Dans la section des mécanismes, on est face à des phénomènes très disparates, le terme même de mechanics pouvant s’appliquer à des phénomènes financiers autant qu’à des institutions. Cela comprend donc une description de l’endettement, de la production et de la consommation à côté d’un commentaire sur les médias, la religion ou l’identité. Si parfois les liens avec le thème de l’ouvrage sont ténus, souvent la réflexion offre une synthèse mordante, mais néanmoins nuancée et claire, des différents systèmes d’exploitation qui traversent ces différents espaces sociaux. Les quelques pages consacrées aux cultures et sous-cultures font exception en étant malheureusement décevantes par leur regard étriqué sur ces importantes questions.

On regrette aussi un peu la conclusion, intitulée Resistance.

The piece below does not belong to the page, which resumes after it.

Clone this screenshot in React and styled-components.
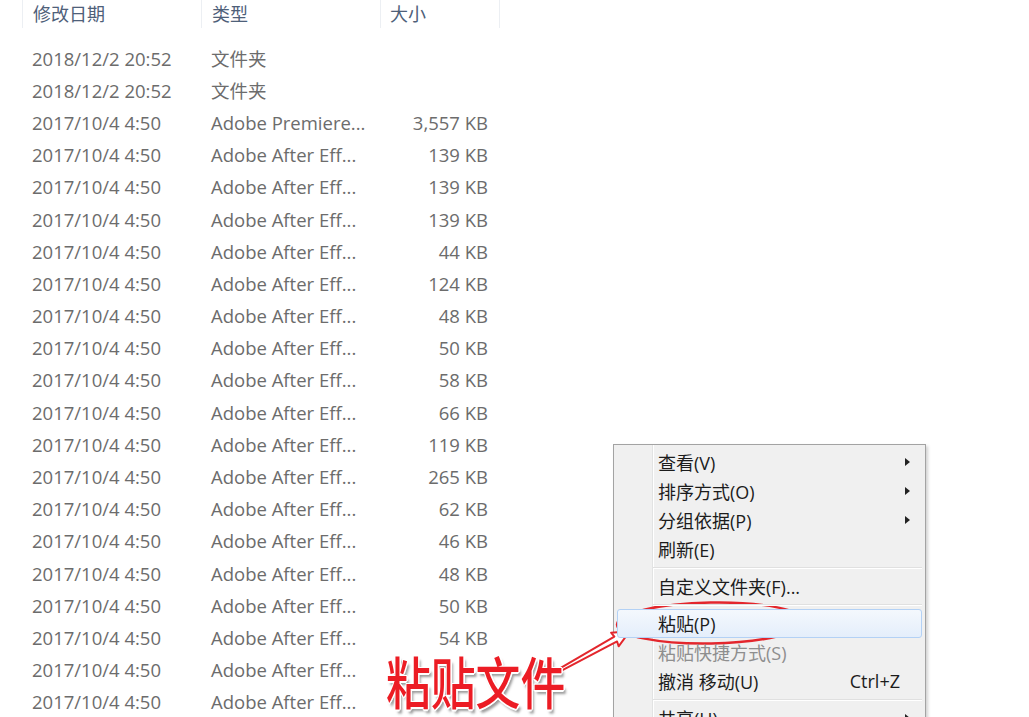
import styled, { createGlobalStyle } from "styled-components";

const Global = createGlobalStyle`
  html, body {
    margin: 0;
    padding: 0;
    background: #fff;
    overflow: hidden;
  }
  body {
    font-family: "Open Sans", "Noto Sans CJK SC", sans-serif;
  }
`;

const Page = styled.div`
  position: relative;
  width: 1029px;
  height: 717px;
  overflow: hidden;
  background: #fff;
`;

const Columns = styled.div`
  display: grid;
  grid-template-columns: 179px 179px 120px;
  margin-left: 22px;
`;

const Header = styled(Columns)`
  height: 28px;
  align-items: center;
`;

const HeadCell = styled.div`
  height: 100%;
  display: flex;
  align-items: center;
  padding-left: ${(p) => p.$pad || 10}px;
  border-left: 1px solid #eceff3;
  border-right: ${(p) => (p.$last ? "1px solid #eceff3" : "none")};
  font-size: 18px;
  color: #4e6079;
  line-height: 1;
  box-sizing: border-box;
`;

const List = styled.div`
  padding-top: 14px;
`;

const Row = styled(Columns)`
  height: 32.2px;
  align-items: center;
  font-size: 18.5px;
  color: #6c6c6c;
  white-space: nowrap;
`;

const Cell = styled.div`
  padding-left: ${(p) => (p.$right ? 0 : 10)}px;
  padding-right: ${(p) => (p.$right ? 12 : 0)}px;
  text-align: ${(p) => (p.$right ? "right" : "left")};
  overflow: hidden;
`;

const Menu = styled.div`
  position: absolute;
  left: 613px;
  top: 444px;
  width: 313px;
  height: 320px;
  box-sizing: border-box;
  border: 1px solid #a3a3a3;
  background: #f0f0f0;
  padding: 3px 3px;
  box-shadow: 2px 2px 3px rgba(0, 0, 0, 0.18);
  font-family: "Open Sans", "Noto Sans CJK SC", sans-serif;
  font-size: 18px;
  color: #1c1c1c;

  &::before {
    content: "";
    position: absolute;
    top: 0;
    bottom: 0;
    left: 38px;
    width: 1px;
    background: #e2e3e3;
    border-right: 1px solid #fff;
  }
`;

const Item = styled.div`
  position: relative;
  z-index: 1;
  height: 29px;
  box-sizing: border-box;
  display: flex;
  align-items: center;
  padding: 0 9px 2px 40px;
  color: ${(p) => (p.$disabled ? "#8e8e8e" : "#1c1c1c")};
  border: 1px solid ${(p) => (p.$active ? "#b3d1f5" : "transparent")};
  border-radius: 3px;
  background: ${(p) =>
    p.$active ? "linear-gradient(#f4f8fd, #e4eefb)" : "transparent"};
  white-space: nowrap;
`;

const Label = styled.span`
  flex: 1;
`;

const Shortcut = styled.span`
  margin-right: 12px;
`;

const SubArrow = styled.span`
  width: 0;
  height: 0;
  border-left: 5px solid #222;
  border-top: 4px solid transparent;
  border-bottom: 4px solid transparent;
  margin-right: 2px;
`;

const Separator = styled.div`
  position: relative;
  z-index: 1;
  height: 8px;
  display: flex;
  align-items: center;
  padding-left: 36px;

  &::after {
    content: "";
    flex: 1;
    height: 1px;
    background: #e0e0e0;
    border-bottom: 1px solid #fff;
  }
`;

const Overlay = styled.svg`
  position: absolute;
  left: 0;
  top: 0;
  pointer-events: none;
`;

const Note = styled.div`
  position: absolute;
  left: 386px;
  top: 652px;
  font-family: "Noto Sans CJK SC", sans-serif;
  font-size: 56px;
  font-weight: 500;
  line-height: 1;
  color: #ec1c24;
  white-space: nowrap;
  transform: scaleX(0.8);
  transform-origin: left top;
  text-shadow: 1px 1px 0 #fff, -1px -1px 0 #fff, 1px -1px 0 #fff,
    -1px 1px 0 #fff, 2px 0 0 #fff, 0 2px 0 #fff, 3px 4px 3px rgba(0, 0, 0, 0.4);
`;

const rows = [
  ["2018/12/2 20:52", "文件夹", ""],
  ["2018/12/2 20:52", "文件夹", ""],
  ["2017/10/4 4:50", "Adobe Premiere...", "3,557 KB"],
  ["2017/10/4 4:50", "Adobe After Eff...", "139 KB"],
  ["2017/10/4 4:50", "Adobe After Eff...", "139 KB"],
  ["2017/10/4 4:50", "Adobe After Eff...", "139 KB"],
  ["2017/10/4 4:50", "Adobe After Eff...", "44 KB"],
  ["2017/10/4 4:50", "Adobe After Eff...", "124 KB"],
  ["2017/10/4 4:50", "Adobe After Eff...", "48 KB"],
  ["2017/10/4 4:50", "Adobe After Eff...", "50 KB"],
  ["2017/10/4 4:50", "Adobe After Eff...", "58 KB"],
  ["2017/10/4 4:50", "Adobe After Eff...", "66 KB"],
  ["2017/10/4 4:50", "Adobe After Eff...", "119 KB"],
  ["2017/10/4 4:50", "Adobe After Eff...", "265 KB"],
  ["2017/10/4 4:50", "Adobe After Eff...", "62 KB"],
  ["2017/10/4 4:50", "Adobe After Eff...", "46 KB"],
  ["2017/10/4 4:50", "Adobe After Eff...", "48 KB"],
  ["2017/10/4 4:50", "Adobe After Eff...", "50 KB"],
  ["2017/10/4 4:50", "Adobe After Eff...", "54 KB"],
  ["2017/10/4 4:50", "Adobe After Eff...", ""],
  ["2017/10/4 4:50", "Adobe After Eff...", ""],
];

const menu = [
  { label: "查看(V)", sub: true },
  { label: "排序方式(O)", sub: true },
  { label: "分组依据(P)", sub: true },
  { label: "刷新(E)" },
  { sep: true },
  { label: "自定义文件夹(F)..." },
  { sep: true },
  { label: "粘贴(P)", active: true },
  { label: "粘贴快捷方式(S)", disabled: true },
  { label: "撤消 移动(U)", key: "Ctrl+Z" },
  { sep: true },
  { label: "共享(H)", sub: true },
];

export default function App() {
  return (
    <Page>
      <Global />
      <Header>
        <HeadCell>修改日期</HeadCell>
        <HeadCell>类型</HeadCell>
        <HeadCell $pad={9} $last>
          大小
        </HeadCell>
      </Header>
      <List>
        {rows.map((r, i) => (
          <Row key={i}>
            <Cell>{r[0]}</Cell>
            <Cell>{r[1]}</Cell>
            <Cell $right>{r[2]}</Cell>
          </Row>
        ))}
      </List>

      <Menu>
        {menu.map((m, i) =>
          m.sep ? (
            <Separator key={i} />
          ) : (
            <Item key={i} $active={m.active} $disabled={m.disabled}>
              <Label>{m.label}</Label>
              {m.key && <Shortcut>{m.key}</Shortcut>}
              {m.sub && <SubArrow />}
            </Item>
          )
        )}
      </Menu>

      <Overlay width="1029" height="717" viewBox="0 0 1029 717">
        <ellipse
          cx="711"
          cy="623"
          rx="94"
          ry="20.5"
          fill="none"
          stroke="#e3262c"
          strokeWidth="2.4"
          transform="rotate(-1 711 623)"
        />
        <g transform="translate(558 671) rotate(-29)">
          <polygon
            points="0,-1.4 66,-2.8 65,-7.8 82,0 65,7.8 66,2.8 0,1.4"
            fill="#fff"
            stroke="#e3262c"
            strokeWidth="2"
            strokeLinejoin="round"
          />
        </g>
      </Overlay>
      <Note>粘贴文件</Note>
    </Page>
  );
}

J’imagine qu’on ne pouvait éviter la litanie d’exemples de possibilités émancipatrices et les invitations à passer à l’action, qui, même lorsqu’elles sont servies avec les meilleures intentions du monde, sont souvent moralisatrices et lassantes au lieu d’être, justement, mobilisantes.

Tout au long de l’ouvrage, la posture anticapitaliste et anti-travail est centrale à l’analyse présentée. On peut être ou non d’accord avec des parties ou l’ensemble de cette critique, mais on doit reconnaître à Work sa clarté, son efficacité et sa lucidité. Ouvrage impressionnant, à lire.